Why does autograd.backward go one edge further than `inputs`?

Consider the following example (REPL pasteable)

import torch

class LoggingFn(torch.autograd.Function):
    @staticmethod
    def forward(ctx, x):
        ctx.save_for_backward(x)
        return x * 2
    @staticmethod
    def backward(ctx, grad_output):
        print("Backward called on LoggingFn")
        return grad_output * 2

a = torch.tensor(1.0, requires_grad=True)
b = LoggingFn.apply(a)
c = LoggingFn.apply(b)
loss = LoggingFn.apply(c)

loss.backward(inputs=[c])

print("a.grad =", a.grad)
print("b.grad =", b.grad)
print("c.grad =", c.grad)

prints

>>> loss.backward(inputs=[c])
Backward called on LoggingFn
Backward called on LoggingFn
>>> print("a.grad =", a.grad)
a.grad = None
>>> print("b.grad =", b.grad)
b.grad = None
>>> print("c.grad =", c.grad)
c.grad = tensor(2.)

LoggingFn.backward is called twice, meaning it backpropogates back to b. It was correct to not go all the way back to a, but why didn’t it stop at c? Is this incorrect behavior, or is there a reason to go one edge further than needed?

1 Like

Here’s another weird example:

>>> a = torch.tensor(1.0, requires_grad=True)
>>> b = LoggingFn.apply(a)
>>> c = LoggingFn.apply(b)
>>> loss = LoggingFn.apply(c)
>>> loss.backward(inputs=[c])
Backward called on LoggingFn
Backward called on LoggingFn
>>> loss.backward(inputs=[c])
Backward called on LoggingFn
Backward called on LoggingFn
>>> loss.backward(inputs=[c])
Backward called on LoggingFn
Backward called on LoggingFn
>>> c.grad
tensor(6.)
>>> c.backward(gradient=c.grad)
Backward called on LoggingFn
Backward called on LoggingFn
>>> a.grad
tensor(24.)
>>> c.grad
tensor(12.)

We backprop from loss to c three times, and the gradients are correctly accumulated and backproped to a. But for some reason this also changed the gradient saved in c.

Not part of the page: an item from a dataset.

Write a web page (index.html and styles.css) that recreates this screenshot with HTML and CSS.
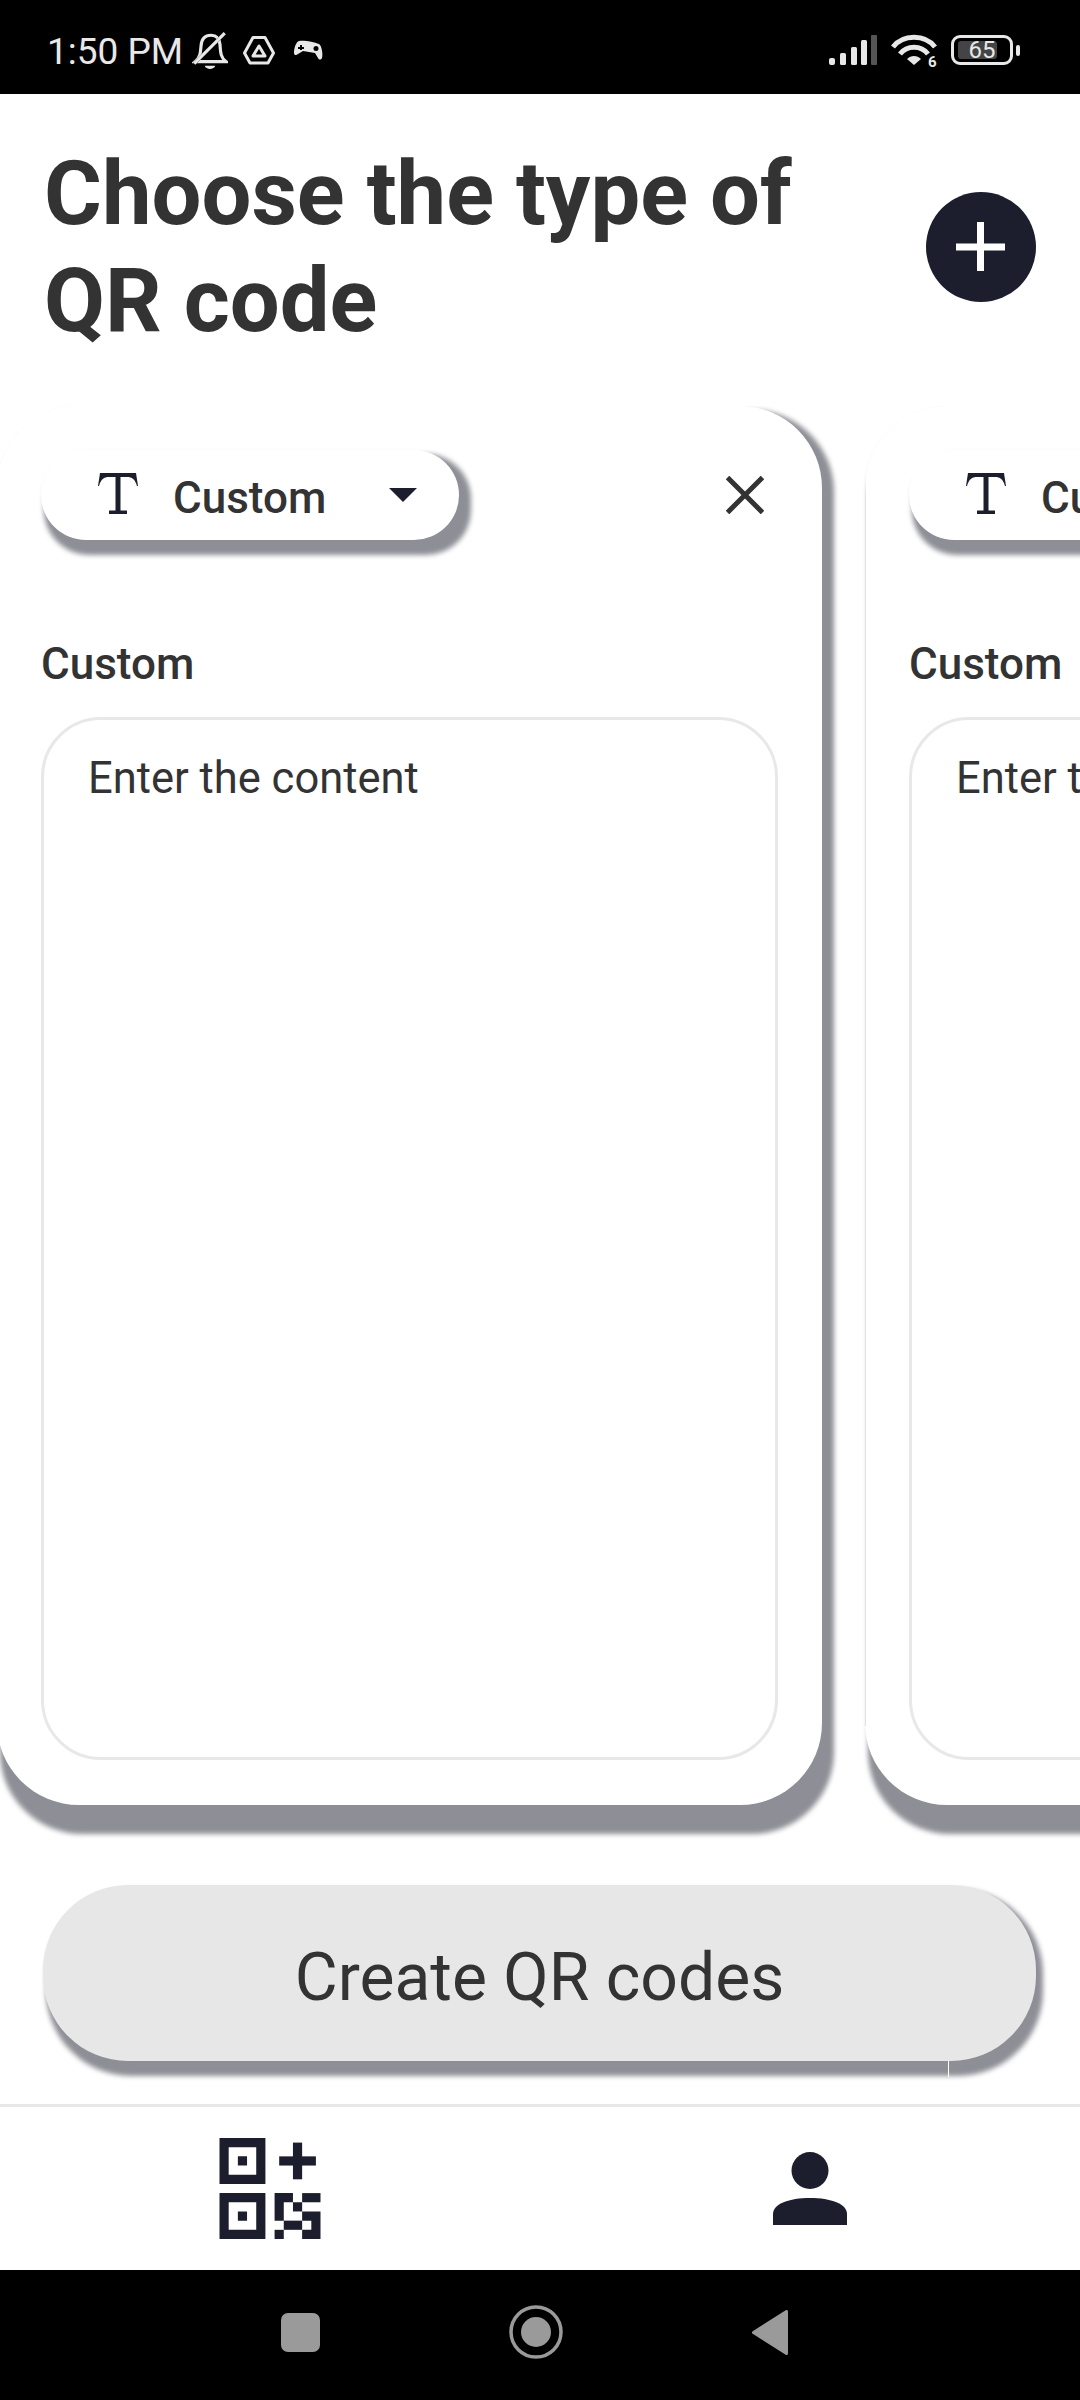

I guess this one makes sense. The argument gradient=c.grad was accumulated into the already saved c.grad.

Indeed we shouldn’t compute the extra backprop. It’s just the current state due to simplicity of implementation (see the note in the doc). Feel free to file an issue if you have a perf-sensitive use case and we can probably try to fix it.

1 Like

Hi! As an additional note, this is only a problem with the backward function. If you care about performance and calling one extra node is too costly, you can also call torch.autograd.grad instead of torch.autograd.backward or tensor.backward, and the extra node will not be called.

The .grad fields will have to be accumulated manually, though.